How to get there: Click All Posts in the sidebar, open the duplicate post, click the More (⋯) menu, then choose Merge.
Merging takes a duplicate post and folds it into the canonical one. All the engagement on the duplicate (votes, followers, comments) moves over to the target, and anyone visiting the old URL is redirected.
How merging works
The Merge screen shows the post you are merging from at the top and a search box for the target post. Search by title, pick the target, and confirm.
- Votes move to the target. Voters who had already voted on the target are deduplicated, so no single user counts twice. Vote counts on the target go up by the number of newly migrated voters; the source's vote count drops to zero.
- Followers move to the target, also deduplicated. Anyone already following the target stays as a single follower.
- Comments move to the target.
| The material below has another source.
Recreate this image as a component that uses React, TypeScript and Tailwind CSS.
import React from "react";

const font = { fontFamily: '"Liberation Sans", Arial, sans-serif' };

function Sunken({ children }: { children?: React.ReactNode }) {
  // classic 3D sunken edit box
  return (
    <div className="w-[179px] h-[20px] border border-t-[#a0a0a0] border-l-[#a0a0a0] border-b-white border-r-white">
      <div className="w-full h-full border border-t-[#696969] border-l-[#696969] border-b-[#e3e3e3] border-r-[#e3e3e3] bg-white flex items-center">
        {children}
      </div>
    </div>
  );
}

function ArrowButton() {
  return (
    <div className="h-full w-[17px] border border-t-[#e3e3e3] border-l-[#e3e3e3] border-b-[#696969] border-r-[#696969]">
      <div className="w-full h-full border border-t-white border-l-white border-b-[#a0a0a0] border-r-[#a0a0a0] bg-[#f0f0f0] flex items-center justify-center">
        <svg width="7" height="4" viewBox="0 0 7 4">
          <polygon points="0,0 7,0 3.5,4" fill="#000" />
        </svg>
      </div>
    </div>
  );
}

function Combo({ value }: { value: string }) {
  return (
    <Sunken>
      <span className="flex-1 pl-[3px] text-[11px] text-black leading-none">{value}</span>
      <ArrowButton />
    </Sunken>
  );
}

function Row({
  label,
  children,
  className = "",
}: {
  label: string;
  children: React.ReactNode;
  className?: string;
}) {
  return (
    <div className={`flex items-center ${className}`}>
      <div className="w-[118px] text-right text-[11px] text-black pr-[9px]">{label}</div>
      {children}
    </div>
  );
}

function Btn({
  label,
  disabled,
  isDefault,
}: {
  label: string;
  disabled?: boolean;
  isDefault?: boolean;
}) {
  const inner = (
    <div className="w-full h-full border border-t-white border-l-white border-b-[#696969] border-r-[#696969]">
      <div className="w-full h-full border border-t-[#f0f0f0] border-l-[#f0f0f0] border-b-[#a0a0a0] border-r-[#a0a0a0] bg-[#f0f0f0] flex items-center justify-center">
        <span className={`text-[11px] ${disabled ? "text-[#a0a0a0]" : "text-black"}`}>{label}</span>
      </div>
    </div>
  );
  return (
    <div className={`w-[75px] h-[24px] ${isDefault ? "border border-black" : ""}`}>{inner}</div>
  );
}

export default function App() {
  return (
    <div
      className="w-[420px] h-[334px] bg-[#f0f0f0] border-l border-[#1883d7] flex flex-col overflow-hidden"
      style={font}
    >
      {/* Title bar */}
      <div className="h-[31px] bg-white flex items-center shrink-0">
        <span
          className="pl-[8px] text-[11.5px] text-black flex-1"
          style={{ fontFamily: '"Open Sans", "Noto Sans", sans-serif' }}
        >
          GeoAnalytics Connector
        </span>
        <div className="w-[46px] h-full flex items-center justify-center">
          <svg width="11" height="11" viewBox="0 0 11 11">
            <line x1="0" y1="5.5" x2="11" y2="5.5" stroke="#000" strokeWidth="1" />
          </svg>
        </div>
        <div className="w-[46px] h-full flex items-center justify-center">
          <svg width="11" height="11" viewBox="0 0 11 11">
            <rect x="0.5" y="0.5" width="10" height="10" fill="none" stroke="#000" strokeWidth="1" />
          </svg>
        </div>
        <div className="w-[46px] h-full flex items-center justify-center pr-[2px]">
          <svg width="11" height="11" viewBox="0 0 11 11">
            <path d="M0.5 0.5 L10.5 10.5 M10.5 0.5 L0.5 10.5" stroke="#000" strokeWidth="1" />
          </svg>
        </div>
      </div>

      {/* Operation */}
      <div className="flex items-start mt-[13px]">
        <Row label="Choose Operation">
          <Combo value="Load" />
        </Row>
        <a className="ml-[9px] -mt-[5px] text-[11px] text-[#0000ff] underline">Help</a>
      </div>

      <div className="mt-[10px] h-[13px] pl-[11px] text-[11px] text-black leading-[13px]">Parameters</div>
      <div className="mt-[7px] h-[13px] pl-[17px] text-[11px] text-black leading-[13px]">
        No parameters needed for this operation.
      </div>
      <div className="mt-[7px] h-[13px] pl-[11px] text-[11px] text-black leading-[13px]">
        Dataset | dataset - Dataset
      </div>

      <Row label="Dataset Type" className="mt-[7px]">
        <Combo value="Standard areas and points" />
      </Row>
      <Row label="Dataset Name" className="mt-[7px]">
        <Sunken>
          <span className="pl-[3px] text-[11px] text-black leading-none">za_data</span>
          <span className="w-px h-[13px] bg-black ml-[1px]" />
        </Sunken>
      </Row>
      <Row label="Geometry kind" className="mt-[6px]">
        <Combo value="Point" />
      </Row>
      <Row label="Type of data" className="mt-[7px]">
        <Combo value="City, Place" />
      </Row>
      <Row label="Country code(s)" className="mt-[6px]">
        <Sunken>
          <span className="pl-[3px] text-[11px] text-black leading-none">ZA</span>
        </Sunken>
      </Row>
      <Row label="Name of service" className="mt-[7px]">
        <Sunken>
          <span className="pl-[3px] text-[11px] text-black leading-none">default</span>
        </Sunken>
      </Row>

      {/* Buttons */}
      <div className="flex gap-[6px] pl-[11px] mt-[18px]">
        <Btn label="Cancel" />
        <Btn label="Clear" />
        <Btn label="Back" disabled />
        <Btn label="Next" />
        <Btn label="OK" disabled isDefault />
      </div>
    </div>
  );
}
The original conversation thread is preserved in chronological order alongside the target's existing comments. No comment history is lost.
- The source post is kept as a redirect. Visitors landing on the old URL are sent to the target post with a 301 redirect and a message ("This post has been merged."). Bookmarks and old emails keep working.
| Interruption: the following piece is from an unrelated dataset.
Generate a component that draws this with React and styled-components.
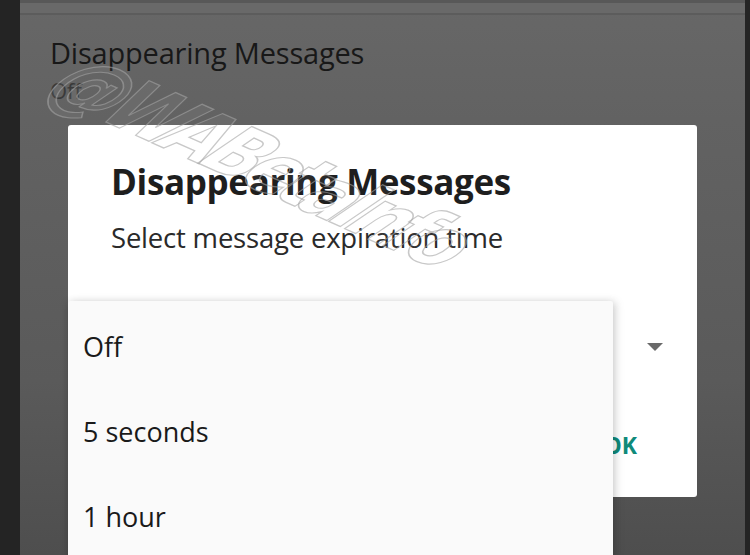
import React from "react";
import styled, { createGlobalStyle } from "styled-components";

const GlobalStyle = createGlobalStyle`
  html, body {
    margin: 0;
    padding: 0;
    background: #252525;
  }
  body {
    font-family: "Open Sans", "Noto Sans", sans-serif;
  }
`;

const Page = styled.div`
  display: flex;
  width: 750px;
  height: 555px;
  overflow: hidden;
  position: relative;
`;

const Strip = styled.div`
  width: ${(p) => p.w}px;
  flex-shrink: 0;
  background: #242424;
`;

const Screen = styled.div`
  flex: 1;
  display: flex;
  flex-direction: column;
  background: linear-gradient(#676767 0, #626262 120px, #5a5a5a 380px, #4e4e4e 555px);
`;

const TopEdge = styled.div`
  height: 10px;
  border-top: 3px solid #585858;
  border-bottom: 2px solid #5c5c5c;
  background: #696969;
`;

const SettingRow = styled.div`
  display: flex;
  flex-direction: column;
  padding: 18px 30px 0;
  height: 92px;
`;

const SettingTitle = styled.div`
  font-size: 29px;
  line-height: 40px;
  color: #181818;
  letter-spacing: -0.2px;
`;

const SettingValue = styled.div`
  font-size: 22px;
  line-height: 34px;
  color: #3a3a3a;
`;

const DialogArea = styled.div`
  padding-left: 48px;
`;

const Dialog = styled.div`
  position: relative;
  width: 629px;
  height: 372px;
  background: #fff;
  border-radius: 3px;
  box-sizing: border-box;
  padding: 33px 43px 0;
  display: flex;
  flex-direction: column;
`;

const Title = styled.div`
  font-size: 35px;
  font-weight: 700;
  line-height: 48px;
  color: #1e1e1e;
  letter-spacing: -0.35px;
`;

const Subtitle = styled.div`
  margin-top: 14px;
  font-size: 27.5px;
  line-height: 36px;
  color: #2a2a2a;
  letter-spacing: -0.2px;
`;

const Spinner = styled.div`
  display: flex;
  justify-content: flex-end;
  margin-right: -10px;
  margin-top: 86px;
`;

const Footer = styled.div`
  display: flex;
  justify-content: flex-end;
  margin-top: 78px;
  padding-right: 17px;
`;

const OkButton = styled.div`
  font-size: 23px;
  font-weight: 700;
  color: #0f8a7a;
  line-height: 30px;
`;

const Menu = styled.div`
  position: absolute;
  left: 0;
  top: 176px;
  width: 545px;
  padding-top: 3px;
  background: #fafafa;
  box-shadow: 0 2px 8px rgba(0, 0, 0, 0.18), 4px 0 10px rgba(0, 0, 0, 0.08);
  border-radius: 2px;
  z-index: 2;
`;

const MenuItem = styled.div`
  height: 85px;
  display: flex;
  align-items: center;
  padding-left: 15px;
  font-size: 27px;
  color: #1a1a1a;
`;

const Watermark = styled.div`
  position: absolute;
  left: 64px;
  top: 30px;
  transform: rotate(24deg) skewX(-24deg);
  transform-origin: left center;
  font-family: "DejaVu Sans Condensed", "DejaVu Sans", sans-serif;
  font-weight: 700;
  font-style: italic;
  font-size: 76px;
  letter-spacing: -8.5px;
  color: rgba(255, 255, 255, 0.05);
  -webkit-text-stroke: 1.3px rgba(163, 163, 163, 0.6);
  white-space: nowrap;
  pointer-events: none;
  z-index: 3;
`;

const Arrow = () => (
  <svg width="18" height="10" viewBox="0 0 18 10">
    <path d="M1 1 L17 1 L9 9 Z" fill="#6a6a6a" />
  </svg>
);

const options = ["Off", "5 seconds", "1 hour"];

export default function App() {
  return (
    <>
      <GlobalStyle />
      <Page>
        <Strip w={20} />
        <Screen>
          <TopEdge />
          <SettingRow>
            <SettingTitle>Disappearing Messages</SettingTitle>
            <SettingValue>Off</SettingValue>
          </SettingRow>
          <DialogArea>
            <Dialog>
              <Title>Disappearing Messages</Title>
              <Subtitle>Select message expiration time</Subtitle>
              <Spinner>
                <Arrow />
              </Spinner>
              <Footer>
                <OkButton>OK</OkButton>
              </Footer>
              <Menu>
                {options.map((o) => (
                  <MenuItem key={o}>{o}</MenuItem>
                ))}
              </Menu>
            </Dialog>
          </DialogArea>
        </Screen>
        <Strip w={5} />
        <Watermark>@WABetaInfo</Watermark>
      </Page>
    </>
  );
}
- A short comment is added to the target ("Merged with [source title]."), so the trail is visible.
When to merge
- Exact duplicates. Two customers asked for the same thing in slightly different words.
- Variants of the same idea. Several posts that all boil down to one underlying feature request. Merge the smaller ones into the most articulate one.
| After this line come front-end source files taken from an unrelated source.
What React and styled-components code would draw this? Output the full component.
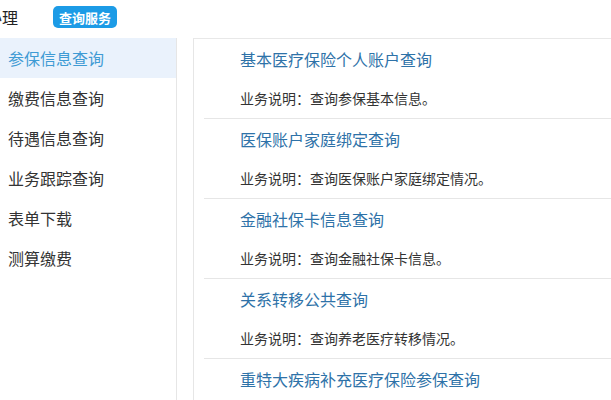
import React from "react";
import styled, { createGlobalStyle } from "styled-components";

const Global = createGlobalStyle`
  html, body { margin: 0; padding: 0; background: #fff; overflow: hidden; }
  body { font-family: "Microsoft YaHei", "Noto Sans CJK SC", "Noto Sans", sans-serif; }
`;

const Page = styled.div`
  width: 611px;
  height: 400px;
  overflow: hidden;
  display: flex;
  flex-direction: column;
`;

const Header = styled.div`
  height: 38px;
  box-sizing: border-box;
  padding-bottom: 4px;
  display: flex;
  align-items: center;
  flex-shrink: 0;
`;

const HeaderTitle = styled.div`
  margin-left: -14px;
  font-size: 16px;
  color: #222;
  line-height: 1;
`;

const Badge = styled.div`
  margin-left: 35px;
  height: 22px;
  padding: 0 6px;
  border-radius: 5px;
  background: #1c9be6;
  color: #fff;
  font-size: 13px;
  font-weight: bold;
  display: flex;
  align-items: center;
  line-height: 1;
`;

const Body = styled.div`
  flex: 1;
  display: flex;
  gap: 16px;
  min-height: 0;
`;

const Sidebar = styled.div`
  width: 177px;
  box-sizing: border-box;
  border-right: 1px solid #e6e6e6;
  display: flex;
  flex-direction: column;
  flex-shrink: 0;
`;

const NavItem = styled.div`
  height: 40px;
  display: flex;
  align-items: center;
  padding-left: 8px;
  font-size: 16px;
  color: ${(p) => (p.$active ? "#3f9bd4" : "#333")};
  background: ${(p) => (p.$active ? "#eaf2fc" : "transparent")};
`;

const Panel = styled.div`
  flex: 1;
  border-left: 1px solid #e6e6e6;
  border-top: 1px solid #e8e8e8;
  display: flex;
  flex-direction: column;
`;

const Item = styled.div`
  margin-left: 10px;
  border-bottom: 1px solid #e6e6e6;
  flex-shrink: 0;
`;

const ItemTitle = styled.div`
  height: 40px;
  display: flex;
  align-items: center;
  padding-left: 36px;
  font-size: 16px;
  color: #2e72a8;
`;

const ItemDesc = styled.div`
  height: 39px;
  display: flex;
  align-items: center;
  padding-left: 36px;
  padding-bottom: 2px;
  box-sizing: border-box;
  font-size: 14px;
  color: #333;
`;

const nav = ["参保信息查询", "缴费信息查询", "待遇信息查询", "业务跟踪查询", "表单下载", "测算缴费"];

const items = [
  ["基本医疗保险个人账户查询", "业务说明：查询参保基本信息。"],
  ["医保账户家庭绑定查询", "业务说明：查询医保账户家庭绑定情况。"],
  ["金融社保卡信息查询", "业务说明：查询金融社保卡信息。"],
  ["关系转移公共查询", "业务说明：查询养老医疗转移情况。"],
  ["重特大疾病补充医疗保险参保查询", "业务说明：查询重特大疾病补充医疗保险参保情况。"],
];

export default function App() {
  return (
    <Page>
      <Global />
      <Header>
        <HeaderTitle>办理</HeaderTitle>
        <Badge>查询服务</Badge>
      </Header>
      <Body>
        <Sidebar>
          {nav.map((n, i) => (
            <NavItem key={n} $active={i === 0}>
              {n}
            </NavItem>
          ))}
        </Sidebar>
        <Panel>
          {items.map(([t, d]) => (
            <Item key={t}>
              <ItemTitle>{t}</ItemTitle>
              <ItemDesc>{d}</ItemDesc>
            </Item>
          ))}
        </Panel>
      </Body>
    </Page>
  );
}
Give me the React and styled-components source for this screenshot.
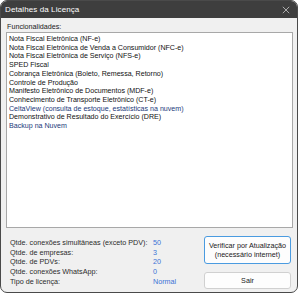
import React from "react";
import styled, { createGlobalStyle } from "styled-components";

const GlobalStyle = createGlobalStyle`
  html, body {
    margin: 0;
    padding: 0;
    background: #ffffff;
  }
  body {
    font-family: "Liberation Sans", Arial, sans-serif;
  }
`;

const features = [
  { text: "Nota Fiscal Eletrônica (NF-e)" },
  { text: "Nota Fiscal Eletrônica de Venda a Consumidor (NFC-e)" },
  { text: "Nota Fiscal Eletrônica de Serviço (NFS-e)" },
  { text: "SPED Fiscal" },
  { text: "Cobrança Eletrônica (Boleto, Remessa, Retorno)" },
  { text: "Controle de Produção" },
  { text: "Manifesto Eletrônico de Documentos (MDF-e)" },
  { text: "Conhecimento de Transporte Eletrônico (CT-e)" },
  { text: "CeltaView (consulta de estoque, estatísticas na nuvem)", link: true },
  { text: "Demonstrativo de Resultado do Exercício (DRE)" },
  { text: "Backup na Nuvem", link: true },
];

const stats = [
  ["Qtde. conexões simultâneas (exceto PDV):", "50"],
  ["Qtde. de empresas:", "3"],
  ["Qtde. de PDVs:", "20"],
  ["Qtde. conexões WhatsApp:", "0"],
  ["Tipo de licença:", "Normal"],
];

function App() {
  return (
    <>
      <GlobalStyle />
      <Window>
        <TitleBar>
          <Title>Detalhes da Licença</Title>
          <CloseIcon viewBox="0 0 10 10">
            <path d="M1 1 L9 9 M9 1 L1 9" stroke="#d8d8d8" strokeWidth="0.9" />
          </CloseIcon>
        </TitleBar>
        <Body>
          <SectionLabel>Funcionalidades:</SectionLabel>
          <FeatureList>
            {features.map((f) => (
              <FeatureItem key={f.text} $link={f.link}>
                {f.text}
              </FeatureItem>
            ))}
          </FeatureList>
          <Footer>
            <StatsGrid>
              {stats.map(([label, value]) => (
                <React.Fragment key={label}>
                  <StatLabel>{label}</StatLabel>
                  <StatValue>{value}</StatValue>
                </React.Fragment>
              ))}
            </StatsGrid>
            <Actions>
              <Button $focused>
                Verificar por Atualização
                <br />
                (necessário internet)
              </Button>
              <Button>Sair</Button>
            </Actions>
          </Footer>
        </Body>
      </Window>
    </>
  );
}

const Window = styled.div`
  width: 298px;
  height: 293px;
  box-sizing: border-box;
  display: flex;
  flex-direction: column;
  background-color: #f0f0f0;
  border: 1px solid #4a4a4a;
  border-radius: 7px;
  overflow: hidden;
`;

const TitleBar = styled.div`
  display: flex;
  align-items: center;
  justify-content: space-between;
  height: 17px;
  padding: 0 5px 0 4px;
  background-color: #3e3e3e;
  flex-shrink: 0;
`;

const Title = styled.div`
  color: #ffffff;
  font-size: 8px;
  letter-spacing: 0.1px;
`;

const CloseIcon = styled.svg`
  width: 8px;
  height: 8px;
  margin-right: 2px;
`;

const Body = styled.div`
  display: flex;
  flex-direction: column;
  flex: 1;
  padding: 3px 4px 5px 5px;
`;

const SectionLabel = styled.div`
  font-size: 7.2px;
  color: #1a1a1a;
  line-height: 11px;
  padding-left: 1px;
`;

const FeatureList = styled.div`
  height: 196px;
  box-sizing: border-box;
  background-color: #ffffff;
  border: 1px solid #a8a8a8;
  padding: 2px 2px;
`;

const FeatureItem = styled.div`
  font-size: 7.1px;
  line-height: 8.7px;
  color: ${(p) => (p.$link ? "#22397a" : "#111111")};
  white-space: nowrap;
`;

const Footer = styled.div`
  display: flex;
  justify-content: space-between;
  align-items: flex-start;
  padding: 8px 2px 0 4px;
`;

const StatsGrid = styled.div`
  display: grid;
  grid-template-columns: 143px auto;
  margin-top: 2px;
`;

const StatLabel = styled.div`
  font-size: 7.2px;
  line-height: 9.7px;
  color: #2b2b2b;
  white-space: nowrap;
`;

const StatValue = styled.div`
  font-size: 7.2px;
  line-height: 9.7px;
  color: #3a73d6;
`;

const Actions = styled.div`
  display: flex;
  flex-direction: column;
  gap: 8px;
  width: 87px;
`;

const Button = styled.div`
  box-sizing: border-box;
  background-color: #fdfdfd;
  border: 1px solid ${(p) => (p.$focused ? "#4a9be0" : "#d0d0d0")};
  border-radius: 3px;
  font-size: 7.2px;
  line-height: 9px;
  color: #1a1a1a;
  text-align: center;
  padding: ${(p) => (p.$focused ? "4px 2px" : "3px 2px")};
`;

export default App;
- Clean-up after a campaign. A launch or a survey can produce a burst of similar requests. Merging consolidates the signal into one prioritisable post.
Before merging, consider marking the source as Duplicate of the target using the Linked Posts panel. It gives you a paper trail and a chance to think twice. See Link posts and inline post mentions.
Reversibility
Merging is not reversible. Once you confirm, the source post is redirected and its votes, followers, and comments belong to the target. Review the target post carefully before confirming.
If you merged the wrong way around (the smaller post was actually the canonical one), the cleanest fix is to leave the merge in place and rename the target. Splitting back out via Split posts is possible but does not restore the original comment thread.